President Museveni has written to the World Bank (WB) promising that his government is addressing the structural gaps and other loopholes that compelled the bank early this month to announce withholding of more than $1.5b (Shs5 trillion) in new lending until further notice.
The President’s letter to WB, also copied to senior officials in the Ministry of Finance, is part of efforts by government to salvage the loans and save many projects whose failure could have wide economic and political ramifications.
The secretary to the treasury, Mr Keith Muhakanizi, confirmed that the President has engaged the WB to resolve the issue.
Mr Muhakanizi who is scheduled to travel to the Bank’s headquarters in Washington DC next month as part of a delegation led by Finance minister Matia Kasaija to plead Uganda’s case at the International Development Association (IDA) 18 Replenishment negotiation meeting, also told this newspaper on Wednesday that the President has further directed that accounting officers that fail to justifiably absorb loans be punished.
IDA is the bank’s concessional funding arm to low-income and post-conflict countries. The WB in its assessment of performance on external financing said Uganda performed dismally with 72 per cent of projects being unsatisfactory between 2007 and June 2016. Only 15 per cent of projects are considered satisfactory.
The bank thus in a September 13 statement said it “took a decision to withhold new lending to Uganda effective August 22, 2016 while reviewing the country’s portfolio in consultation with the government.” The statement noted that the bank would continue to “work with the Ugandan authorities to address the outstanding performance issues in the portfolio, including delays in project effectiveness, weaknesses in safeguards monitoring and enforcement, and low disbursement.”

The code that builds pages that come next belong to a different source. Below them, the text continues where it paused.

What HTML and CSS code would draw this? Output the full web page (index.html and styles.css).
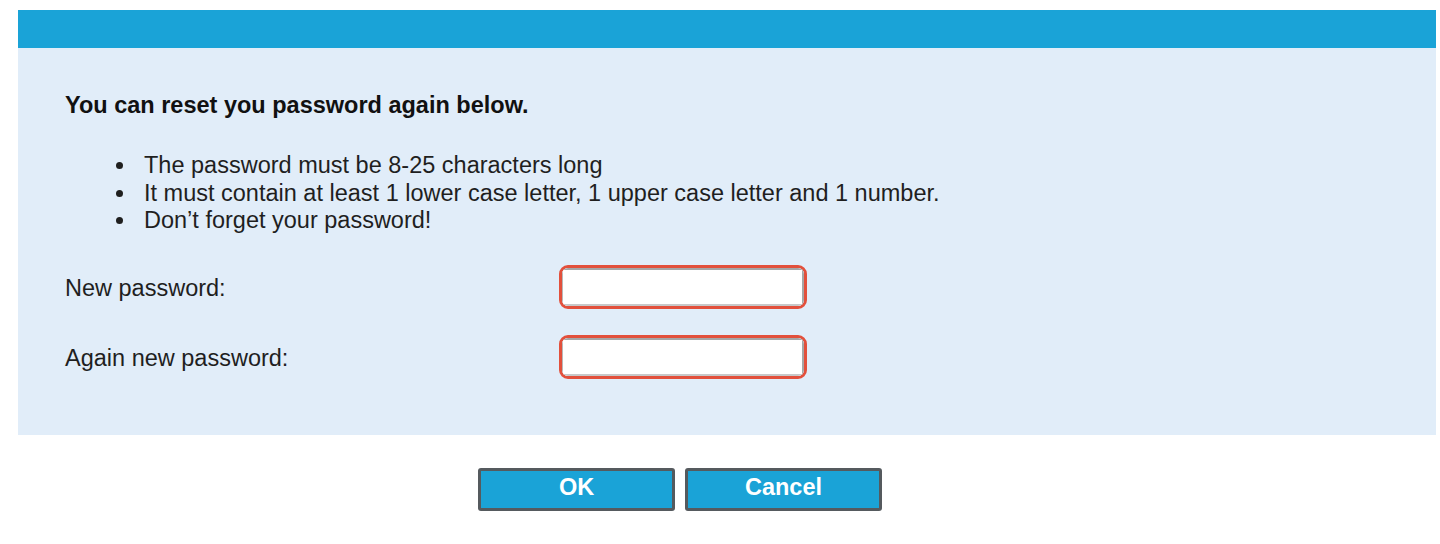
FILE: index.html
```html
<!DOCTYPE html>
<html>
<head>
<meta charset="utf-8">
<link rel="stylesheet" href="styles.css">
</head>
<body>
<div class="page">
  <div class="dialog">
    <div class="titlebar"></div>
    <div class="panel">
      <h1 class="heading">You can reset you password again below.</h1>
      <ul class="rules">
        <li>The password must be 8-25 characters long</li>
        <li>It must contain at least 1 lower case letter, 1 upper case letter and 1 number.</li>
        <li>Don’t forget your password!</li>
      </ul>
      <div class="form">
        <div class="row">
          <label class="label">New password:</label>
          <div class="field"><input class="input" type="password"></div>
        </div>
        <div class="row">
          <label class="label">Again new password:</label>
          <div class="field"><input class="input" type="password"></div>
        </div>
      </div>
    </div>
  </div>
  <div class="actions">
    <button class="btn">OK</button>
    <button class="btn">Cancel</button>
  </div>
</div>
</body>
</html>
```

FILE: styles.css
```css
* { box-sizing: border-box; }
html, body { margin: 0; padding: 0; background: #fff; }
body {
  font-family: "Liberation Sans", Arial, sans-serif;
  color: #1f1f1f;
}
.page {
  padding: 10px 4px 0 18px;
}
.dialog {
  width: 1418px;
}
.titlebar {
  height: 38px;
  background: #1aa3d7;
}
.panel {
  background: #e1edf9;
  height: 387px;
  padding: 43px 0 0 47px;
}
.heading {
  margin: 0;
  font-size: 23.5px;
  font-weight: bold;
  line-height: 28px;
  color: #111;
}
.rules {
  margin: 33px 0 0 0;
  padding: 0 0 0 72px;
  font-size: 23.5px;
  line-height: 27.5px;
}
.rules li {
  padding-left: 7px;
}
.form {
  margin-top: 30px;
  display: flex;
  flex-direction: column;
  gap: 26px;
}
.row {
  display: flex;
  align-items: center;
  height: 44px;
}
.label {
  width: 494px;
  font-size: 23.5px;
  padding-top: 3px;
}
.field {
  width: 248px;
  height: 44px;
  border: 3px solid #e2503c;
  border-radius: 9px;
  background: #fff;
  overflow: hidden;
}
.input {
  display: block;
  width: 100%;
  height: 100%;
  border: none;
  border-top: 2px solid #a6a6a6;
  border-left: 1px solid #b8b8b8;
  border-right: 2px solid #a6a6a6;
  border-bottom: 2px solid #c8c8c8;
  background: #fff;
  outline: none;
}
.actions {
  display: flex;
  gap: 10px;
  padding: 33px 0 0 460px;
}
.btn {
  width: 197px;
  height: 43px;
  background: #1aa3d7;
  border: 3px solid #555a5e;
  border-radius: 3px;
  color: #fff;
  font-family: "Liberation Sans", Arial, sans-serif;
  font-weight: bold;
  font-size: 23.5px;
  padding: 0 0 4px 0;
}
```
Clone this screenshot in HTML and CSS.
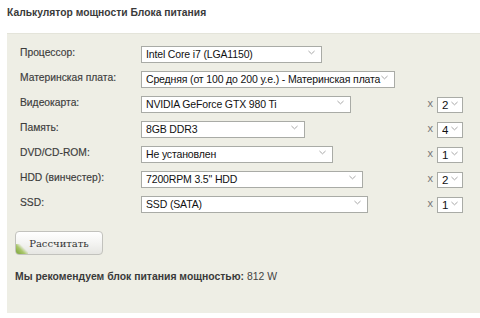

The bank, however, assured that projects already approved by its board before August 22 worth $1.8b (Shs6 trillion) will remain active. The loans that have not been absorbed also amount to $1.8b. Sources familiar with the matter told this newspaper that the Ministry of Education tops the list of MDAs with the lowest absorption capacity.
Explaining how the country got into this situation, Mr Muhakanizi said: “This is largely inefficiency and a management problem on the part of accounting officers and it definitely bounces back to affect our planning.”
He added that absorption had gone down partly as a result of the ongoing reforms instituted to contain the high frequency leakages (corruption) in the sectors for which the loans are acquired.
“So the accounting officers then decide to sit back on the money,” he explained.
Some of the reforms the Finance ministry has instituted include cleaning-up the payroll to exorcise it of thousands of “ghosts” and tightening the procurement system – especially introduction of the e-procurement system.
The other guidelines that finance officials will table in Washington, he said, is for all projects to have a “component of benchmarking by Parliament” before the loans are approved. Previously, he explained, ministries would push to get loans whose absorption and project implementation plans are not ready.
“For all loans that have not been absorbed, I have evidence where the ministers say they were ready. But by adding a component of benchmarking, they have to justify the request and also satisfy that they are ready.”
Currently, the Bank’s loans go through only four stages, namely Identification (of a project), Pre-appraisal, Appraisal and Negotiations.